- _Data section_:
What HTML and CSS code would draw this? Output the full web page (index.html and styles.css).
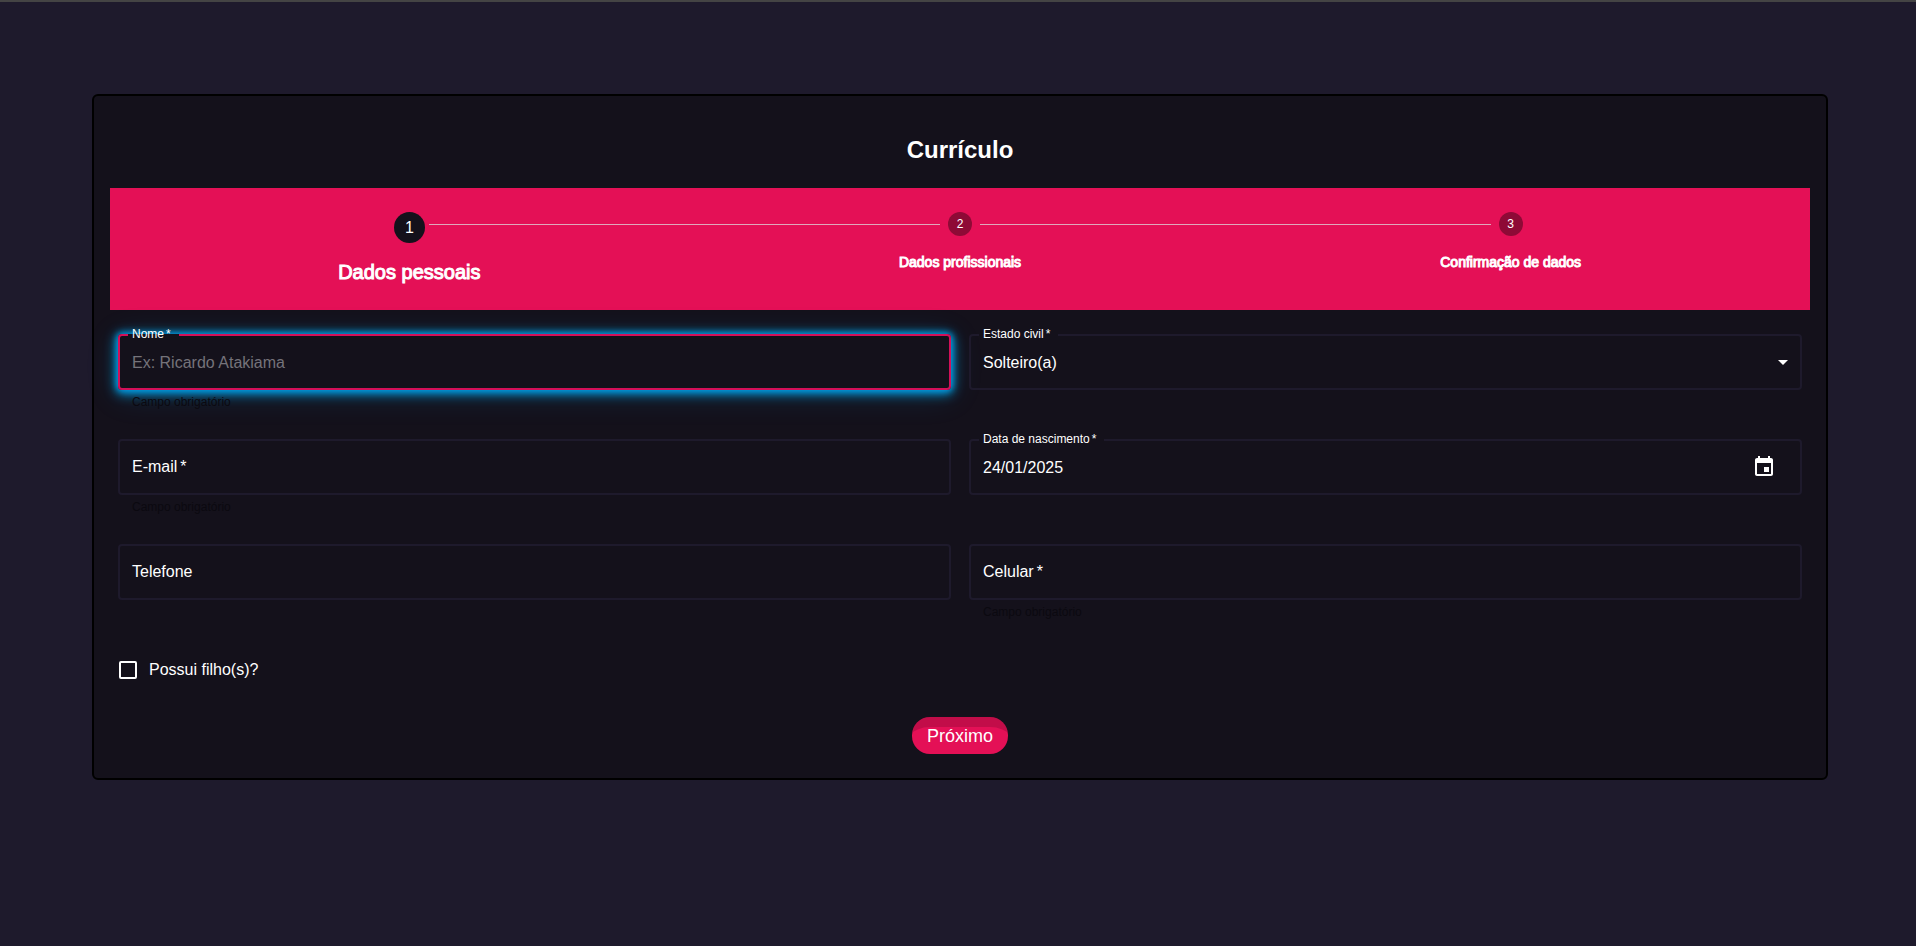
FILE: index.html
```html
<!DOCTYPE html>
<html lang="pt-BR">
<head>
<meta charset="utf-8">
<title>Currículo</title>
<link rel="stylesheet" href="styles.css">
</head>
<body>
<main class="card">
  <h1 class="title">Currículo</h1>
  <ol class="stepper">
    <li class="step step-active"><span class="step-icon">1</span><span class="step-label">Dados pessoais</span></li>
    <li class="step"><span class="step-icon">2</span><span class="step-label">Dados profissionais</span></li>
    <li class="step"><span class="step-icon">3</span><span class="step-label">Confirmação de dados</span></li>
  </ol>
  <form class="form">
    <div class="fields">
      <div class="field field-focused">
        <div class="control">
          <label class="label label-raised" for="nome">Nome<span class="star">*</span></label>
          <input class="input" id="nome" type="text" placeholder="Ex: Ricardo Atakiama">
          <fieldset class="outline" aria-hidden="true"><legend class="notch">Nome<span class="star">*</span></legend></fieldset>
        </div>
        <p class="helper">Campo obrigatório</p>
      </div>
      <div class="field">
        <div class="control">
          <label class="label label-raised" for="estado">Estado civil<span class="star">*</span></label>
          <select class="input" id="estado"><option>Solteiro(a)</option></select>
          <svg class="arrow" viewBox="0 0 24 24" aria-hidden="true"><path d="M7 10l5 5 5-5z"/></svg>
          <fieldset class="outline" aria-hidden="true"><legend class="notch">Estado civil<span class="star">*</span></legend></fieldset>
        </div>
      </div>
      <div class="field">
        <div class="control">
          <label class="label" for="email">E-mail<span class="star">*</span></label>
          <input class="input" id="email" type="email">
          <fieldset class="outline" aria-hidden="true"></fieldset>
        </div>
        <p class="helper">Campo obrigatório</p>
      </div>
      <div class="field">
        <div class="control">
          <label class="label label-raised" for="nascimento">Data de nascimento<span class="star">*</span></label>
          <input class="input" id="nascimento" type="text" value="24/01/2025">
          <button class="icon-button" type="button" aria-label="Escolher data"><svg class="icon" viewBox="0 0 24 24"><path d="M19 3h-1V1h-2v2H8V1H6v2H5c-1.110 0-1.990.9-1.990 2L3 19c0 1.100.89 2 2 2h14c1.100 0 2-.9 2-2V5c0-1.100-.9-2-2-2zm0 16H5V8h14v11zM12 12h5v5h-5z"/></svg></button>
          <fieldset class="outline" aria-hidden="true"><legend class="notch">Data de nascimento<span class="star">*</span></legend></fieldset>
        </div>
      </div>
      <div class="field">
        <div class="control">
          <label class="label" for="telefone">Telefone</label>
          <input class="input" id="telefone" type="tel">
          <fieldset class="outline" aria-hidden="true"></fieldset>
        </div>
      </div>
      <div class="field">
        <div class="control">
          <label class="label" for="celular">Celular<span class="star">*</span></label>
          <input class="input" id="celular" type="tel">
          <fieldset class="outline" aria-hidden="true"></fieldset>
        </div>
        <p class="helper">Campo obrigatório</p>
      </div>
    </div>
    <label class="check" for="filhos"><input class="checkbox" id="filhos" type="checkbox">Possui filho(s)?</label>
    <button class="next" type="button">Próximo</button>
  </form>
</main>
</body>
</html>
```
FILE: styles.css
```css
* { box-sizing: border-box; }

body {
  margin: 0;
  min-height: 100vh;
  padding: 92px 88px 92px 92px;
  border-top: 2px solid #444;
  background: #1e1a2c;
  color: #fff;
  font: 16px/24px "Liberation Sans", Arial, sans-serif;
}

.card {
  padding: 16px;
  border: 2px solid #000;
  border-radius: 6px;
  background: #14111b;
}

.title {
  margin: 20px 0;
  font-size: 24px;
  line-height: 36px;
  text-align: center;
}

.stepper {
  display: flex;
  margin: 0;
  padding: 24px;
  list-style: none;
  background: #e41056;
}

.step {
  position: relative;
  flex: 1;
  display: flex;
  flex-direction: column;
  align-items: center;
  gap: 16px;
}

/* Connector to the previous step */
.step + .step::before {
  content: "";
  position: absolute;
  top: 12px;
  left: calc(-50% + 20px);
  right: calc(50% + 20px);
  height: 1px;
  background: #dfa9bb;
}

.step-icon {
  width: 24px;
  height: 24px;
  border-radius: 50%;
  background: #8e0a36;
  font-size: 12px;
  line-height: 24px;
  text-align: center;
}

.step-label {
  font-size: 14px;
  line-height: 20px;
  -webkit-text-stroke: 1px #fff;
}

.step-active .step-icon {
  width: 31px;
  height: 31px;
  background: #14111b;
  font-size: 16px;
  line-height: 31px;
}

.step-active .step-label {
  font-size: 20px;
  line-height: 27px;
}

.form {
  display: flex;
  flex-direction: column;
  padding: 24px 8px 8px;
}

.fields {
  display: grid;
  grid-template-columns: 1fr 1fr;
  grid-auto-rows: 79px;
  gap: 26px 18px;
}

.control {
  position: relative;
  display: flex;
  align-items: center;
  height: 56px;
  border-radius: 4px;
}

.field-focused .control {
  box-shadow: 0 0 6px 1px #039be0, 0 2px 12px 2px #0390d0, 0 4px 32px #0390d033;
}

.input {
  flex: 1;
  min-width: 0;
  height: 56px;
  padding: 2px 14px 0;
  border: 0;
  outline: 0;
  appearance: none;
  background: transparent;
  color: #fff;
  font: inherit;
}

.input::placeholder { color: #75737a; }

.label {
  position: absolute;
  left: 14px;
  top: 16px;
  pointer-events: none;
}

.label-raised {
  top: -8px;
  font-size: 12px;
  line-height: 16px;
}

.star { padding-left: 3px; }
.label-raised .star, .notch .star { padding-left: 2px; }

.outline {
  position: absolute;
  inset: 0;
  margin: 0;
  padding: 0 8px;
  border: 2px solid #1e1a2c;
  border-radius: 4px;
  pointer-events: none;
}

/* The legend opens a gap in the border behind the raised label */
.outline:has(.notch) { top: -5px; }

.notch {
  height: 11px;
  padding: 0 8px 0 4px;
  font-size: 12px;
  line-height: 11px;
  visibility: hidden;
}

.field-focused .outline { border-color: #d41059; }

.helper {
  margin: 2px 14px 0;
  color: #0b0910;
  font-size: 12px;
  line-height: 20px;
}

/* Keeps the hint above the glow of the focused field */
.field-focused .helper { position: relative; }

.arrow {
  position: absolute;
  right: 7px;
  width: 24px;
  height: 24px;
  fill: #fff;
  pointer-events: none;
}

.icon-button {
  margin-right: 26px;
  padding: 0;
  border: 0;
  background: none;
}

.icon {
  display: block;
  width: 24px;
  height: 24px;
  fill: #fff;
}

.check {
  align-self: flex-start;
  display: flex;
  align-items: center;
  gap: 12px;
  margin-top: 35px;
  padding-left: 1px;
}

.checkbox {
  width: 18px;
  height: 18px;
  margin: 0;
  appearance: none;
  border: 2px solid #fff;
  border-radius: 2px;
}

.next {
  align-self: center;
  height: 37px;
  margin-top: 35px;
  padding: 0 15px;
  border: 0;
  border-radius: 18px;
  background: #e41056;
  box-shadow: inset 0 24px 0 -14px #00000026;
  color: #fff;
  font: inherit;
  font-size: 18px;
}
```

- _The request_:
Every line of the data should be copied as it stands, without the images.

- _Full solution_:
What HTML and CSS code would draw this? Output the full web page (index.html and styles.css).
FILE: index.html
```html
<!DOCTYPE html>
<html lang="pt-BR">
<head>
<meta charset="utf-8">
<title>Currículo</title>
<link rel="stylesheet" href="styles.css">
</head>
<body>
<main class="card">
  <h1 class="title">Currículo</h1>
  <ol class="stepper">
    <li class="step step-active"><span class="step-icon">1</span><span class="step-label">Dados pessoais</span></li>
    <li class="step"><span class="step-icon">2</span><span class="step-label">Dados profissionais</span></li>
    <li class="step"><span class="step-icon">3</span><span class="step-label">Confirmação de dados</span></li>
  </ol>
  <form class="form">
    <div class="fields">
      <div class="field field-focused">
        <div class="control">
          <label class="label label-raised" for="nome">Nome<span class="star">*</span></label>
          <input class="input" id="nome" type="text" placeholder="Ex: Ricardo Atakiama">
          <fieldset class="outline" aria-hidden="true"><legend class="notch">Nome<span class="star">*</span></legend></fieldset>
        </div>
        <p class="helper">Campo obrigatório</p>
      </div>
      <div class="field">
        <div class="control">
          <label class="label label-raised" for="estado">Estado civil<span class="star">*</span></label>
          <select class="input" id="estado"><option>Solteiro(a)</option></select>
          <svg class="arrow" viewBox="0 0 24 24" aria-hidden="true"><path d="M7 10l5 5 5-5z"/></svg>
          <fieldset class="outline" aria-hidden="true"><legend class="notch">Estado civil<span class="star">*</span></legend></fieldset>
        </div>
      </div>
      <div class="field">
        <div class="control">
          <label class="label" for="email">E-mail<span class="star">*</span></label>
          <input class="input" id="email" type="email">
          <fieldset class="outline" aria-hidden="true"></fieldset>
        </div>
        <p class="helper">Campo obrigatório</p>
      </div>
      <div class="field">
        <div class="control">
          <label class="label label-raised" for="nascimento">Data de nascimento<span class="star">*</span></label>
          <input class="input" id="nascimento" type="text" value="24/01/2025">
          <button class="icon-button" type="button" aria-label="Escolher data"><svg class="icon" viewBox="0 0 24 24"><path d="M19 3h-1V1h-2v2H8V1H6v2H5c-1.110 0-1.990.9-1.990 2L3 19c0 1.100.89 2 2 2h14c1.100 0 2-.9 2-2V5c0-1.100-.9-2-2-2zm0 16H5V8h14v11zM12 12h5v5h-5z"/></svg></button>
          <fieldset class="outline" aria-hidden="true"><legend class="notch">Data de nascimento<span class="star">*</span></legend></fieldset>
        </div>
      </div>
      <div class="field">
        <div class="control">
          <label class="label" for="telefone">Telefone</label>
          <input class="input" id="telefone" type="tel">
          <fieldset class="outline" aria-hidden="true"></fieldset>
        </div>
      </div>
      <div class="field">
        <div class="control">
          <label class="label" for="celular">Celular<span class="star">*</span></label>
          <input class="input" id="celular" type="tel">
          <fieldset class="outline" aria-hidden="true"></fieldset>
        </div>
        <p class="helper">Campo obrigatório</p>
      </div>
    </div>
    <label class="check" for="filhos"><input class="checkbox" id="filhos" type="checkbox">Possui filho(s)?</label>
    <button class="next" type="button">Próximo</button>
  </form>
</main>
</body>
</html>
```
FILE: styles.css
```css
* { box-sizing: border-box; }

body {
  margin: 0;
  min-height: 100vh;
  padding: 92px 88px 92px 92px;
  border-top: 2px solid #444;
  background: #1e1a2c;
  color: #fff;
  font: 16px/24px "Liberation Sans", Arial, sans-serif;
}

.card {
  padding: 16px;
  border: 2px solid #000;
  border-radius: 6px;
  background: #14111b;
}

.title {
  margin: 20px 0;
  font-size: 24px;
  line-height: 36px;
  text-align: center;
}

.stepper {
  display: flex;
  margin: 0;
  padding: 24px;
  list-style: none;
  background: #e41056;
}

.step {
  position: relative;
  flex: 1;
  display: flex;
  flex-direction: column;
  align-items: center;
  gap: 16px;
}

/* Connector to the previous step */
.step + .step::before {
  content: "";
  position: absolute;
  top: 12px;
  left: calc(-50% + 20px);
  right: calc(50% + 20px);
  height: 1px;
  background: #dfa9bb;
}

.step-icon {
  width: 24px;
  height: 24px;
  border-radius: 50%;
  background: #8e0a36;
  font-size: 12px;
  line-height: 24px;
  text-align: center;
}

.step-label {
  font-size: 14px;
  line-height: 20px;
  -webkit-text-stroke: 1px #fff;
}

.step-active .step-icon {
  width: 31px;
  height: 31px;
  background: #14111b;
  font-size: 16px;
  line-height: 31px;
}

.step-active .step-label {
  font-size: 20px;
  line-height: 27px;
}

.form {
  display: flex;
  flex-direction: column;
  padding: 24px 8px 8px;
}

.fields {
  display: grid;
  grid-template-columns: 1fr 1fr;
  grid-auto-rows: 79px;
  gap: 26px 18px;
}

.control {
  position: relative;
  display: flex;
  align-items: center;
  height: 56px;
  border-radius: 4px;
}

.field-focused .control {
  box-shadow: 0 0 6px 1px #039be0, 0 2px 12px 2px #0390d0, 0 4px 32px #0390d033;
}

.input {
  flex: 1;
  min-width: 0;
  height: 56px;
  padding: 2px 14px 0;
  border: 0;
  outline: 0;
  appearance: none;
  background: transparent;
  color: #fff;
  font: inherit;
}

.input::placeholder { color: #75737a; }

.label {
  position: absolute;
  left: 14px;
  top: 16px;
  pointer-events: none;
}

.label-raised {
  top: -8px;
  font-size: 12px;
  line-height: 16px;
}

.star { padding-left: 3px; }
.label-raised .star, .notch .star { padding-left: 2px; }

.outline {
  position: absolute;
  inset: 0;
  margin: 0;
  padding: 0 8px;
  border: 2px solid #1e1a2c;
  border-radius: 4px;
  pointer-events: none;
}

/* The legend opens a gap in the border behind the raised label */
.outline:has(.notch) { top: -5px; }

.notch {
  height: 11px;
  padding: 0 8px 0 4px;
  font-size: 12px;
  line-height: 11px;
  visibility: hidden;
}

.field-focused .outline { border-color: #d41059; }

.helper {
  margin: 2px 14px 0;
  color: #0b0910;
  font-size: 12px;
  line-height: 20px;
}

/* Keeps the hint above the glow of the focused field */
.field-focused .helper { position: relative; }

.arrow {
  position: absolute;
  right: 7px;
  width: 24px;
  height: 24px;
  fill: #fff;
  pointer-events: none;
}

.icon-button {
  margin-right: 26px;
  padding: 0;
  border: 0;
  background: none;
}

.icon {
  display: block;
  width: 24px;
  height: 24px;
  fill: #fff;
}

.check {
  align-self: flex-start;
  display: flex;
  align-items: center;
  gap: 12px;
  margin-top: 35px;
  padding-left: 1px;
}

.checkbox {
  width: 18px;
  height: 18px;
  margin: 0;
  appearance: none;
  border: 2px solid #fff;
  border-radius: 2px;
}

.next {
  align-self: center;
  height: 37px;
  margin-top: 35px;
  padding: 0 15px;
  border: 0;
  border-radius: 18px;
  background: #e41056;
  box-shadow: inset 0 24px 0 -14px #00000026;
  color: #fff;
  font: inherit;
  font-size: 18px;
}
```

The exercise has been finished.